- GOAL
Find all lines in the listing that include the word "React", then copy them.

- MATERIAL PROVIDED
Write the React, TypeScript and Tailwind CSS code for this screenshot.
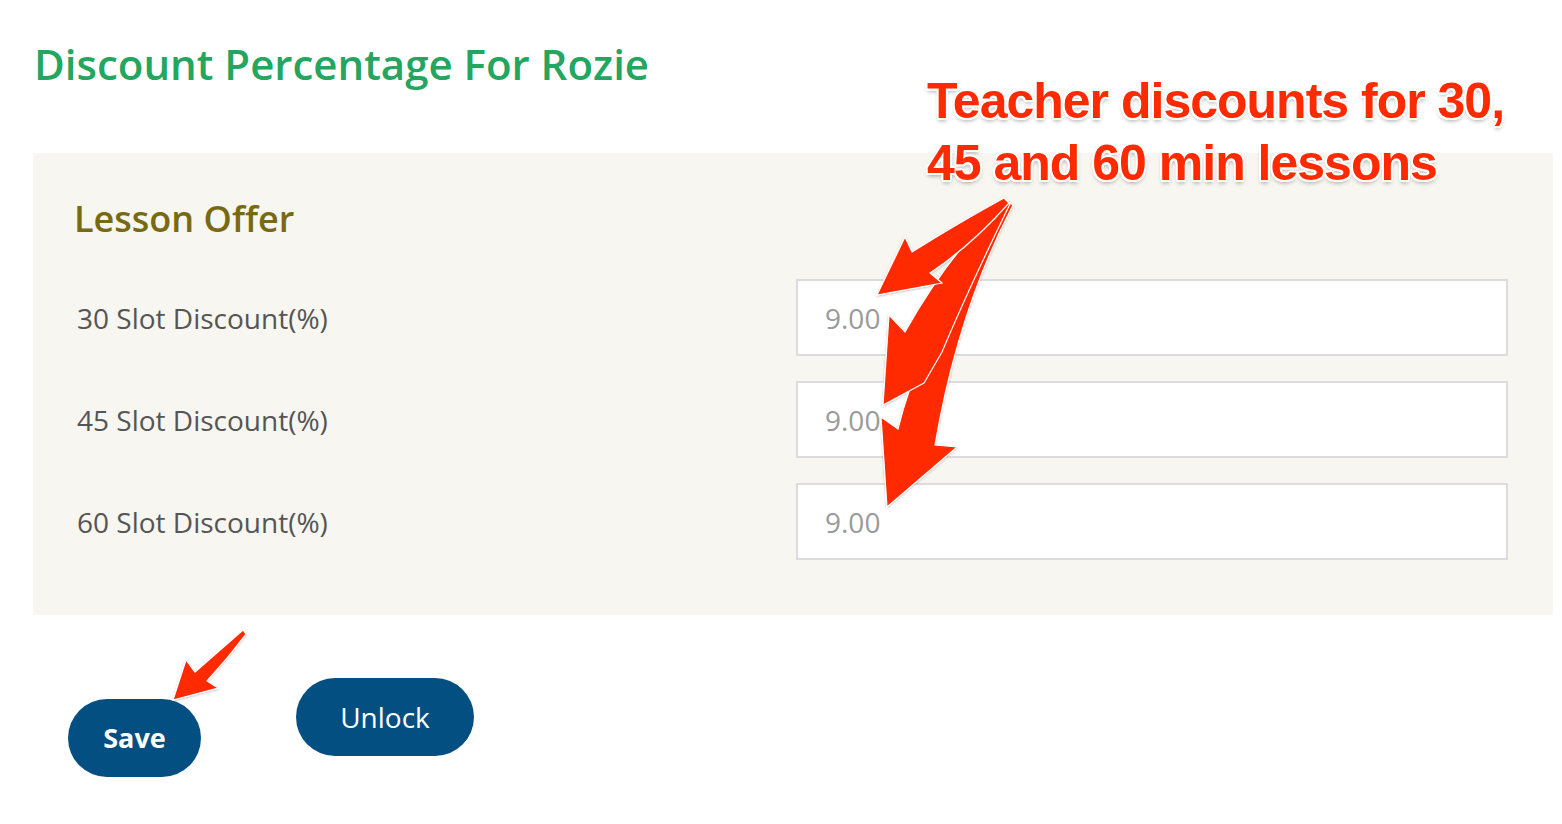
import React from "react";

const rows = ["30", "45", "60"];

function Arrows() {
  return (
    <svg
      className="absolute left-0 top-0 pointer-events-none"
      width="1562"
      height="824"
      viewBox="0 0 1562 824"
    >
      <defs>
        <filter id="sh" x="-20%" y="-20%" width="140%" height="140%">
          <feDropShadow dx="0" dy="1" stdDeviation="1.2" floodColor="#000" floodOpacity="0.25" />
        </filter>
      </defs>
      <g fill="#ff2a00" stroke="#ffffff" strokeWidth="1.2" strokeLinejoin="miter" filter="url(#sh)">
        {/* arrow 3 (bottom) */}
        <path d="M887 507 L881 417 L898 429 Q922 330 1008 202 L1013 205 Q958 310 935 445 L957 447 Z" />
        {/* arrow 2 (middle) */}
        <path d="M883 405 L889 315 L905 332 Q948 255 1005 200 L1010 204 Q968 290 942 352 L924 383 Z" />
        {/* arrow 1 (top) */}
        <path d="M877 295 L905 237 L912 252 Q960 222 1004 198 L1009 203 Q972 245 930 273 L942 283 Z" />
        {/* save arrow */}
        <path d="M173 700 L186 660 L195 672 Q220 650 243 630 L246 634 Q228 658 207 681 L218 688 Z" />
      </g>
    </svg>
  );
}

export default function App() {
  return (
    <div
      className="relative w-[1562px] h-[824px] bg-white overflow-hidden"
      style={{ fontFamily: '"Open Sans", "Noto Sans", sans-serif' }}
    >
      <div className="pl-[33px] pr-[9px] pt-[38px]">
        <h1 className="text-[42px] leading-[52px] font-semibold text-[#22a660] pl-[1px]">
          Discount Percentage For Rozie
        </h1>

        <div className="mt-[63px] bg-[#f7f6f0] pl-[41px] pr-[45px] pt-[44px] pb-[55px]">
          <h2 className="text-[36px] leading-[44px] font-semibold text-[#776a12]">
            Lesson Offer
          </h2>
          <div className="mt-[38px] flex flex-col gap-[25px]">
            {rows.map((r) => (
              <div key={r} className="flex items-center">
                <div className="w-[722px] pl-[3px] text-[28px] text-[#555555]">
                  {r} Slot Discount(%)
                </div>
                <div className="flex-1 h-[77px] bg-white border-2 border-[#dcdcdc] flex items-center pl-[27px] text-[28px] text-[#9a9a9a]">
                  9.00
                </div>
              </div>
            ))}
          </div>
        </div>

        <div className="flex items-start pl-[35px] mt-[63px] gap-[95px]">
          <button className="mt-[21px] w-[133px] h-[78px] rounded-full bg-[#034f82] text-white text-[27px] font-bold">
            Save
          </button>
          <button className="w-[178px] h-[78px] rounded-full bg-[#034f82] text-white text-[28px]">
            Unlock
          </button>
        </div>
      </div>

      <div
        className="absolute left-[927px] top-[70px] text-[#ff2a00] text-[50px] leading-[62px] font-bold tracking-[-1px]"
        style={{
          fontFamily: '"Liberation Sans", Arial, sans-serif',
          textShadow:
            "2px 0 0 #fff, -2px 0 0 #fff, 0 2px 0 #fff, 0 -2px 0 #fff, 1.5px 1.5px 0 #fff, -1.5px -1.5px 0 #fff, 1.5px -1.5px 0 #fff, -1.5px 1.5px 0 #fff, 0 3px 4px rgba(0,0,0,0.35)",
        }}
      >
        <div>Teacher discounts for 30,</div>
        <div>45 and 60 min lessons</div>
      </div>

      <Arrows />
    </div>
  );
}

- SOLUTION FOR THIS PROBLEM
Write the React, TypeScript and Tailwind CSS code for this screenshot.
import React from "react";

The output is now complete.